Goal >> Exactly the lines from the one containing "Output the component" through the one containing "const topics = ['Gaming', 'Consoles', 'Video" are to be returned, please, without any pictures.

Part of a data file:
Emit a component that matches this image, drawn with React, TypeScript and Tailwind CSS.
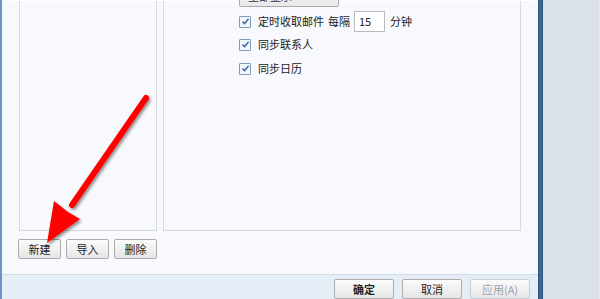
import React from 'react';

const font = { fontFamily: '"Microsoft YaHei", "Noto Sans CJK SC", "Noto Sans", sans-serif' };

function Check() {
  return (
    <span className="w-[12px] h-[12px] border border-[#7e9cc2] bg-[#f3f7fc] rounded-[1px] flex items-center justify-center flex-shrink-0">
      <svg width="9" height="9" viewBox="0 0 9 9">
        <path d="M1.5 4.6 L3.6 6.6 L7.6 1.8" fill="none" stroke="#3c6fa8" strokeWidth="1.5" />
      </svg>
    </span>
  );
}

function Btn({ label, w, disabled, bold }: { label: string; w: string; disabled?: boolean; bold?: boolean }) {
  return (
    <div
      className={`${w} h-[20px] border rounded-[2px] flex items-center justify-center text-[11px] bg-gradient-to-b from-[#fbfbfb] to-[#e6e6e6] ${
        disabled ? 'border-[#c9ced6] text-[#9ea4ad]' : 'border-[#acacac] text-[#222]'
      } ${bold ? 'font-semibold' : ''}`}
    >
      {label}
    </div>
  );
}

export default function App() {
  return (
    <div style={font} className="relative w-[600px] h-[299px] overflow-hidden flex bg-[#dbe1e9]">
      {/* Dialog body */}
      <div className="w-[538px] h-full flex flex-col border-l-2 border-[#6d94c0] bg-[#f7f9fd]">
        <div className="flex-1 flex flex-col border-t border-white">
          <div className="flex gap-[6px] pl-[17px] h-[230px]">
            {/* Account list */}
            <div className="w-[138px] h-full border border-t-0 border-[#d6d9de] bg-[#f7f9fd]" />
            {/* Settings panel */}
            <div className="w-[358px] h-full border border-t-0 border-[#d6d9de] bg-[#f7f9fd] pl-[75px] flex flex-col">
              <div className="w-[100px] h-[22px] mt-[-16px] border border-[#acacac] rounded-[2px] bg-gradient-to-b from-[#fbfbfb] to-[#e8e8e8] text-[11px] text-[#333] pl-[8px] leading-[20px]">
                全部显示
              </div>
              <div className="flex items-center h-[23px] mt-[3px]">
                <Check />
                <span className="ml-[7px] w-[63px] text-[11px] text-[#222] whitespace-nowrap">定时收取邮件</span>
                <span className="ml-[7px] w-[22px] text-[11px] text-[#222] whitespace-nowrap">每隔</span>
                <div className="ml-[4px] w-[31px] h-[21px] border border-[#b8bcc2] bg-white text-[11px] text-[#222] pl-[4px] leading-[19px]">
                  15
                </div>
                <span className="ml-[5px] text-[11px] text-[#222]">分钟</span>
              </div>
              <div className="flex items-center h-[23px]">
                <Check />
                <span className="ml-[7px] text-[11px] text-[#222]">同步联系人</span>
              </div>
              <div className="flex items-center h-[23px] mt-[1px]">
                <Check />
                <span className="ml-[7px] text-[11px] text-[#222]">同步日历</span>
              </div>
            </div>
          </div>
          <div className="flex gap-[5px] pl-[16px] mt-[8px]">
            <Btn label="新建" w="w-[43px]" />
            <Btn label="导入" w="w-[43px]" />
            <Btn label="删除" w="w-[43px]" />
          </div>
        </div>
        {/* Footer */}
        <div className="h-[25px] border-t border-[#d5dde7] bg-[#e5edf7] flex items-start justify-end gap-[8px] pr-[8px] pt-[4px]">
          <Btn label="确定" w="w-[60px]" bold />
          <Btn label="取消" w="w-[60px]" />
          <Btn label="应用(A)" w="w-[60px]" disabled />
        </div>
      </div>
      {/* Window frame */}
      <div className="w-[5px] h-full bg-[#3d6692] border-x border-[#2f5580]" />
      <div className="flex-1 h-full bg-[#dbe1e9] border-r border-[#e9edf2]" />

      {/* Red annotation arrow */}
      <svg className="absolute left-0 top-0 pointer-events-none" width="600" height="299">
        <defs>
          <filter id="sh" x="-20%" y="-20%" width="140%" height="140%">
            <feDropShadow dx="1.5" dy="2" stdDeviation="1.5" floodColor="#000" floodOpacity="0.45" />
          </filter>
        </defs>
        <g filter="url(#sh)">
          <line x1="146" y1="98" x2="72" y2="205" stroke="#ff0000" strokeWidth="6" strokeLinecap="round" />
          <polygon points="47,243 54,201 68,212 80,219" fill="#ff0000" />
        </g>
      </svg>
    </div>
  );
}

---

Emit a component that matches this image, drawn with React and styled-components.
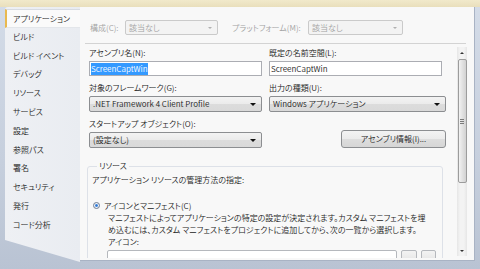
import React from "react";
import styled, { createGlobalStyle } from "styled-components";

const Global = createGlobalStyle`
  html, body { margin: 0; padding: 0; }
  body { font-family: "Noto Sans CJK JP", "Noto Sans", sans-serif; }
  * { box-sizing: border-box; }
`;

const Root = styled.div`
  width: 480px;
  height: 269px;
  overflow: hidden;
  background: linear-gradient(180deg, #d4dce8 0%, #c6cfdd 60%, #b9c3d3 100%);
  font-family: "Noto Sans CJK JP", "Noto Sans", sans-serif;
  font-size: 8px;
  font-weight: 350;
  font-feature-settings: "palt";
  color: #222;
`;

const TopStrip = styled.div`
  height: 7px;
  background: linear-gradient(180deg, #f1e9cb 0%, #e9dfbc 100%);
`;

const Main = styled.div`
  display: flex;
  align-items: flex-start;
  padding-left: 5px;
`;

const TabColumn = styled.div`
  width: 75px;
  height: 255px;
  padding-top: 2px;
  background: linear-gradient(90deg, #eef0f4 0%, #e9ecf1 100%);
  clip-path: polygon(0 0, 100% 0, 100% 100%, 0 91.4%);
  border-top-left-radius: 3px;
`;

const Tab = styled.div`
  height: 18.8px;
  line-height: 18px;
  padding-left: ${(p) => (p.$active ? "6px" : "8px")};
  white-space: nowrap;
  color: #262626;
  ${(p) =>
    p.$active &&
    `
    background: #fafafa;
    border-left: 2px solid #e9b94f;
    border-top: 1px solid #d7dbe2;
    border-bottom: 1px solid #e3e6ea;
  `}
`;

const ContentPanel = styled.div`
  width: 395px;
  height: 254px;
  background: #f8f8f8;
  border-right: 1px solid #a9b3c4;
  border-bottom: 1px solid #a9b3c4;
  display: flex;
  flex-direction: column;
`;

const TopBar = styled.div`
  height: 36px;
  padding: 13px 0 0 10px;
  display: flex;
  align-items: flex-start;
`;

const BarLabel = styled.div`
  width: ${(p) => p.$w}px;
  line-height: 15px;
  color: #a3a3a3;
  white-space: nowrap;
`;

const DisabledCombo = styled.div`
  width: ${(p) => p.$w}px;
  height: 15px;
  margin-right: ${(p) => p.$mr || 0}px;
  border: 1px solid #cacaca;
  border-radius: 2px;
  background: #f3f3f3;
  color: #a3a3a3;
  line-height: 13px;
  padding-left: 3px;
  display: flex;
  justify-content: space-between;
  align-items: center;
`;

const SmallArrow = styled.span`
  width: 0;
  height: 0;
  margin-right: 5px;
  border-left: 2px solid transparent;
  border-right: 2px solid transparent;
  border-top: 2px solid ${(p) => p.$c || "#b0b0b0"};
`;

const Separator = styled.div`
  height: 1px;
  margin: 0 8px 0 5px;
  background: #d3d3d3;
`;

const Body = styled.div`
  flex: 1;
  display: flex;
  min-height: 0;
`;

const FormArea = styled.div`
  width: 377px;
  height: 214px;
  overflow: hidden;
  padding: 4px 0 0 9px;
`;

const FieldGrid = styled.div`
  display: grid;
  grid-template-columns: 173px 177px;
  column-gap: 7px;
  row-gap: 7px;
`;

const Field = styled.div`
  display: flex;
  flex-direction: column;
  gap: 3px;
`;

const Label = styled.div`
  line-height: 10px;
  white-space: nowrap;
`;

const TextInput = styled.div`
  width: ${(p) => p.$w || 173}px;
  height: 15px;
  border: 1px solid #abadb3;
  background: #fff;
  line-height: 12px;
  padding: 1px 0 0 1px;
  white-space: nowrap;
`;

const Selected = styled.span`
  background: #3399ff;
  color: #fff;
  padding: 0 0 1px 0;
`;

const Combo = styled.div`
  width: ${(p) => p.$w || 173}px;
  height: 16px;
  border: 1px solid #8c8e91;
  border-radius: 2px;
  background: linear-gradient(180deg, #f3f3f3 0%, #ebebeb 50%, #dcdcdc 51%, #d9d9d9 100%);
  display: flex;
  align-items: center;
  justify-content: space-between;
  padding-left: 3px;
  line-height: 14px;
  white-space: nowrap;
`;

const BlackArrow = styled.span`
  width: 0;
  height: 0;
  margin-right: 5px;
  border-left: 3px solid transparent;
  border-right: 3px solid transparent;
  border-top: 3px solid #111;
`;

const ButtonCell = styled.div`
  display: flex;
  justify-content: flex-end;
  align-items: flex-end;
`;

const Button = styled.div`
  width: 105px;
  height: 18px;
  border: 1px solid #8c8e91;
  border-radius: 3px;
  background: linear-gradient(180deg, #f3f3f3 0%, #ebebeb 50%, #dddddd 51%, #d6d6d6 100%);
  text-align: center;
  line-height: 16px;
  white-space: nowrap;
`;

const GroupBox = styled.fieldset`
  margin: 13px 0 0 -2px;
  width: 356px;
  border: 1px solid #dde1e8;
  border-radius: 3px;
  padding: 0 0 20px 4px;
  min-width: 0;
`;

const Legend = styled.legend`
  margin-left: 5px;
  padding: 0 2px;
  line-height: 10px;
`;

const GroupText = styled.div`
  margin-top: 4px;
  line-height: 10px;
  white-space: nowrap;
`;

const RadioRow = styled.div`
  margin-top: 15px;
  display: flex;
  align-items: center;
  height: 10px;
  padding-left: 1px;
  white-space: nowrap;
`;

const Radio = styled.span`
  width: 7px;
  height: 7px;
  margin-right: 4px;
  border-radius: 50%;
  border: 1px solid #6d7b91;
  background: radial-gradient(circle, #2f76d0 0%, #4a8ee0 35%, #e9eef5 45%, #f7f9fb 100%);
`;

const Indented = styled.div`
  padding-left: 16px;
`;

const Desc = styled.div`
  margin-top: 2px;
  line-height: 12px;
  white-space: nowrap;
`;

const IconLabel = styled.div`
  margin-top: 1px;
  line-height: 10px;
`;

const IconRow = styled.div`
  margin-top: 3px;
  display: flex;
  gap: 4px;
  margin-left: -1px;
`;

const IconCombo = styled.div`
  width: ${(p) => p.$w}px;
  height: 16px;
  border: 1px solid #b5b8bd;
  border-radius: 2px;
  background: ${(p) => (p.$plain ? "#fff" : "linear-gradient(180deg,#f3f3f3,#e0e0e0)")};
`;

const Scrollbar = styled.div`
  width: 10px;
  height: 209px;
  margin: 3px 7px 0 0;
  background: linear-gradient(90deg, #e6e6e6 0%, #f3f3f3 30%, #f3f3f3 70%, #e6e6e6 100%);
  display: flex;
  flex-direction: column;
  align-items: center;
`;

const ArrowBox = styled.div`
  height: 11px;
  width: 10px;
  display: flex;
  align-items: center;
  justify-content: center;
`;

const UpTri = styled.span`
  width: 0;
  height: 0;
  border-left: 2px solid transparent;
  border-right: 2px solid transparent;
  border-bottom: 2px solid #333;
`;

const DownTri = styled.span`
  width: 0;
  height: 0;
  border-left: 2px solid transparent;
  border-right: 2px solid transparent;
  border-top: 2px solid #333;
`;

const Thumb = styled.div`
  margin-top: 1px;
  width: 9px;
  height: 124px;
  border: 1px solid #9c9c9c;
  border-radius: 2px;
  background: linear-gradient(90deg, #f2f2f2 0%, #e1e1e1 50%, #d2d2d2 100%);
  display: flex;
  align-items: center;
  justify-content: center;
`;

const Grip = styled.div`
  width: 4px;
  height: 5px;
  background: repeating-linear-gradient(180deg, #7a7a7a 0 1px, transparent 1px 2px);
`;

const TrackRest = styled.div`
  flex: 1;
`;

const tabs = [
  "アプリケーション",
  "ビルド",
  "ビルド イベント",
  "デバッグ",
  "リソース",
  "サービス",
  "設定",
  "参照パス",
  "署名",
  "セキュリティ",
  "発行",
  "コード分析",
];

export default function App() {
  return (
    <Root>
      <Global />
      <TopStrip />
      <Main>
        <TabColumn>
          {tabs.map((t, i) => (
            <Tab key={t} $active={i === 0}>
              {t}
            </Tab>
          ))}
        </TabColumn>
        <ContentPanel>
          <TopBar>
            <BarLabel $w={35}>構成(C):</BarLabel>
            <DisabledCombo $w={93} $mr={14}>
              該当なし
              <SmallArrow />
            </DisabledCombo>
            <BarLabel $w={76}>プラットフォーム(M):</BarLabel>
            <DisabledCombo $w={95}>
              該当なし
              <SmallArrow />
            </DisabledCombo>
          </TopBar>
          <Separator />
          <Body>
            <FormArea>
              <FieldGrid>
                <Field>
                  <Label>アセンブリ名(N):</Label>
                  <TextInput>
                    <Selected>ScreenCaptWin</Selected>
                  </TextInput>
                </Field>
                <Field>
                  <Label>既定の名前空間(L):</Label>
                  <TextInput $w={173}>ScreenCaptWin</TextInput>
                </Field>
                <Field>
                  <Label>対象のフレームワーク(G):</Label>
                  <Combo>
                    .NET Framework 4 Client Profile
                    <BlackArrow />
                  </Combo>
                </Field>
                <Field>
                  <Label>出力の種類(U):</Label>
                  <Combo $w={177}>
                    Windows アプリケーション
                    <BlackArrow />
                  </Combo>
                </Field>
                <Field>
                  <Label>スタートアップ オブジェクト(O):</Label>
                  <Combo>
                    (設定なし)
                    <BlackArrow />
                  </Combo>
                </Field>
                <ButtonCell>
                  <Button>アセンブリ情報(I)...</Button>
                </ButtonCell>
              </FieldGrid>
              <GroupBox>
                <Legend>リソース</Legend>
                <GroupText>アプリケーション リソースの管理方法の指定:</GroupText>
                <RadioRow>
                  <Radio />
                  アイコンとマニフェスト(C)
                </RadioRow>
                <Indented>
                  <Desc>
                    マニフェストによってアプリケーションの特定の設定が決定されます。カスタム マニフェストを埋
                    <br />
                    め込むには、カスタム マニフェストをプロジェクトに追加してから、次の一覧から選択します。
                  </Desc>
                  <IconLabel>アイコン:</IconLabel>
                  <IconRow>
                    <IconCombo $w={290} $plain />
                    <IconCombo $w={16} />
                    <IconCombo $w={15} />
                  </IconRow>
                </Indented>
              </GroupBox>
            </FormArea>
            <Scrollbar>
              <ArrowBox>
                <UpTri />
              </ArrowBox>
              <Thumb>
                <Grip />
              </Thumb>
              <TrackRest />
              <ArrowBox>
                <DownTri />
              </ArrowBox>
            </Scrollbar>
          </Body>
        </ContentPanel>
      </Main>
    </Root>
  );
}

==

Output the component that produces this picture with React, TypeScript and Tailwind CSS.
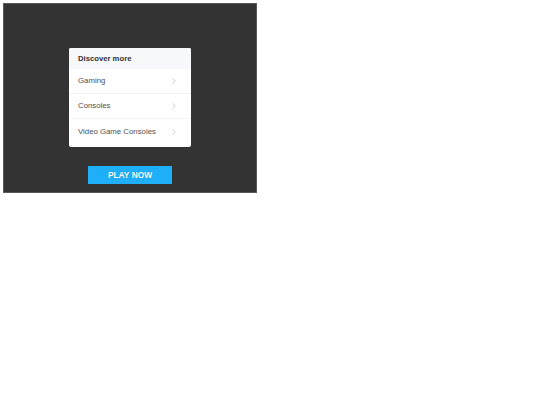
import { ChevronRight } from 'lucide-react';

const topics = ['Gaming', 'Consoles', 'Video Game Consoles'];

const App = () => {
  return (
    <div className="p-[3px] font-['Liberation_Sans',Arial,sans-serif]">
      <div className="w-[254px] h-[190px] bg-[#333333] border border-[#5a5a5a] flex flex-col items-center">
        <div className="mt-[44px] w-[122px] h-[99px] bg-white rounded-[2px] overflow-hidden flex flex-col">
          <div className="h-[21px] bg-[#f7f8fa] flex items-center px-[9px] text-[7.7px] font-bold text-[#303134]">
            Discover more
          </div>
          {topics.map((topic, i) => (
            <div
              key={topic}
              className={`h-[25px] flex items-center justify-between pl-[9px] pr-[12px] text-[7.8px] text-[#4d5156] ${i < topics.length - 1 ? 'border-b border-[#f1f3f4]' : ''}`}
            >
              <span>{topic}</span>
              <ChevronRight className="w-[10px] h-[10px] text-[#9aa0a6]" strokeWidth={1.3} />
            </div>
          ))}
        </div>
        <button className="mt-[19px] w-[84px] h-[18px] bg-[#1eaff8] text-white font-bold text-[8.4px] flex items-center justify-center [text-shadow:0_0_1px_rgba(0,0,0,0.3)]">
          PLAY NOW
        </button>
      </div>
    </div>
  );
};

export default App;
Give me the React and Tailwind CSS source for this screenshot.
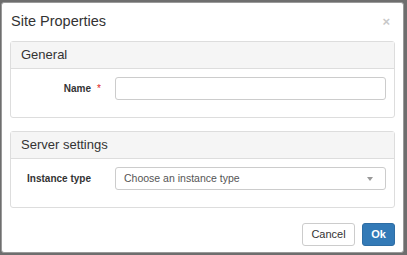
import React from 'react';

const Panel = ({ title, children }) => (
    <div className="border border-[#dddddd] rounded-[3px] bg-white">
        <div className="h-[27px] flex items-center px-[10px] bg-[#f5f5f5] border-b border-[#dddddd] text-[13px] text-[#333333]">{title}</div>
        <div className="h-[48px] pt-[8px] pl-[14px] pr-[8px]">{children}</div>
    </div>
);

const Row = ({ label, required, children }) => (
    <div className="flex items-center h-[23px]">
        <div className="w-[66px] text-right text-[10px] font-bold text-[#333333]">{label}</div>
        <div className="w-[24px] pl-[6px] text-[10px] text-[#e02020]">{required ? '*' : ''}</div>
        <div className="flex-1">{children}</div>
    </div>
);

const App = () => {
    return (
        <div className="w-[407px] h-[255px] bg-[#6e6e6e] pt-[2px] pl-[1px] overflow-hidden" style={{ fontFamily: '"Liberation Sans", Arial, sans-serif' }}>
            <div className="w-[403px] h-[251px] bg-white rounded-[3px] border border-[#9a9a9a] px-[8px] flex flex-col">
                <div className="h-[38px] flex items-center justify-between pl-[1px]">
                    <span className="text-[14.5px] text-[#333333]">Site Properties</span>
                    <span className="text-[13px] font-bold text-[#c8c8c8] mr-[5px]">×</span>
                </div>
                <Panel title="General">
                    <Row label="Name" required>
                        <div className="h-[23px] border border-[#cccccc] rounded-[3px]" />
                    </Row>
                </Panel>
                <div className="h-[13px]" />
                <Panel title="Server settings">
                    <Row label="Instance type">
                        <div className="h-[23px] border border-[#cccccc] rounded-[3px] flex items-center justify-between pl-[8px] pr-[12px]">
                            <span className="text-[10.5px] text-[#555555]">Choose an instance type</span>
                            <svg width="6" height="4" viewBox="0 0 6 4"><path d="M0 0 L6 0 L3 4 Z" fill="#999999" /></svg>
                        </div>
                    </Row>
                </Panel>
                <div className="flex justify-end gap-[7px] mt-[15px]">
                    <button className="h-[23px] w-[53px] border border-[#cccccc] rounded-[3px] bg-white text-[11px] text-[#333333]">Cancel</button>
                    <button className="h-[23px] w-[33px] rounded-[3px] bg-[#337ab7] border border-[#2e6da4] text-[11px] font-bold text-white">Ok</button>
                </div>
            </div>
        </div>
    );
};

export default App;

Result of this exercise >>
Output the component that produces this picture with React, TypeScript and Tailwind CSS.
import { ChevronRight } from 'lucide-react';

const topics = ['Gaming', 'Consoles', 'Video Game Consoles'];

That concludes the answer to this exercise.